Most cases of Marfan syndrome go unnoticed for several years since there are no specific laboratory tests for Marfan syndrome diagnosis. The diagnosis has to done clinically, while adopting a multidisciplinary approach since multiple organs systems need to be assessed before confirming or ruling out the presence of the disorder. The eyes, lungs, heart, blood vessels, skeletal system and the spine – all need to be examined thoroughly.
Since there are no specific tests like a scan, x-ray, test or biopsy that could confirm the presence of this disorder, the doctor and/or geneticist will have to study the medical history of the patient carefully besides relying on his own observation and judgment. The investigating doctor would need to do the following:
• Gather information about any family members who have suffered from Marfan syndrome in the past. Even if no such cases have been reported in the family, the doctor would need to look into unexplained death due to cardiac problems at an early age.
• Examine the patient thoroughly, especially his frame to compare the ratio of his limbs with his trunk size to see if the limbs are disproportionately long.
• A thorough eye check-up.
• Cardiac tests, particularly the echocardiogram, electrocardiogram and a chest x-ray to see if the heart is functioning properly.

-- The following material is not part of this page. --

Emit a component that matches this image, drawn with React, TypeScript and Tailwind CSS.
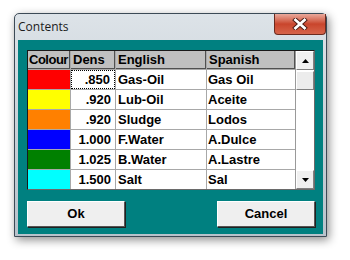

• A CT scan or MRI to check for systems of Dural Ectasia, a
If Marfan syndrome runs in the family, it will not take the doctor a very long time to know the reason behind the disorders of more than one organ. Even if there is no family history, a thorough diagnosis for Marfan syndrome is undertaken if two or more organs/systems mentioned shows signs that are typical to this disorder.
A blood test can also help in Marfan syndrome diagnosis. This highly specialized test looks for changes in the gene called FBN1. In most of the cases, this is the gene responsible for causing Marfan syndrome. But this test does not always yield unequivocal results and should, therefore, be accompanied by genetic counseling.
Genes are molecular units of heredity which give instructions to our bodies. In genetic testing, the doctors look for mutations or changes in the patient’s genetic material i.e. genes, chromosomes and DNA.
To carry out this test, doctors usually take a blood sample, though they may be required to take other samples like a small piece of skin or a lining of cheek cells at times. It is an expensive test costing almost $2000, but is usually covered by most insurance policies.
Inspite of the high costs involved, the results of the genetic test alone can not confirm or negate the presence of Marfan syndrome. Therefore, genetic testing has a very limited scope and one of the most effective ways of Marfan syndrome diagnosis is still a comprehensive clinical examination.
Possible Marfan Syndrome Diagnoses
A person who has been showing some symptoms that are peculiar to this disorder and chooses to visit a doctor for Marfan syndrome diagnosis might be diagnosed with any one of the following:
• Confirmed positive: If the patient shows most of or many symptoms that are atypical to Marfan syndrome, he might be diagnosed as suffering from it.
• Emerging Marfan syndrome: There might be times when the doctor can not confirm that a child or an adult shows Marfan syndrome symptoms but suspects that this patent may develop them in due course of time, he is said to be a case of ‘emerging Marfan syndrome’.
• Confirmed negative: The patient may be suffering form some other disorder whose symptoms have been mistaken for Marfan syndrome like the Sticklers syndrome, MASS phenotype, Ehlers-Danlos syndrome, familial aortic aneurysm, etc.
Most people with Marfan syndrome symptoms and diagnosis need routine medical check-ups and proper care to deal with the complications without affecting day-to-day life.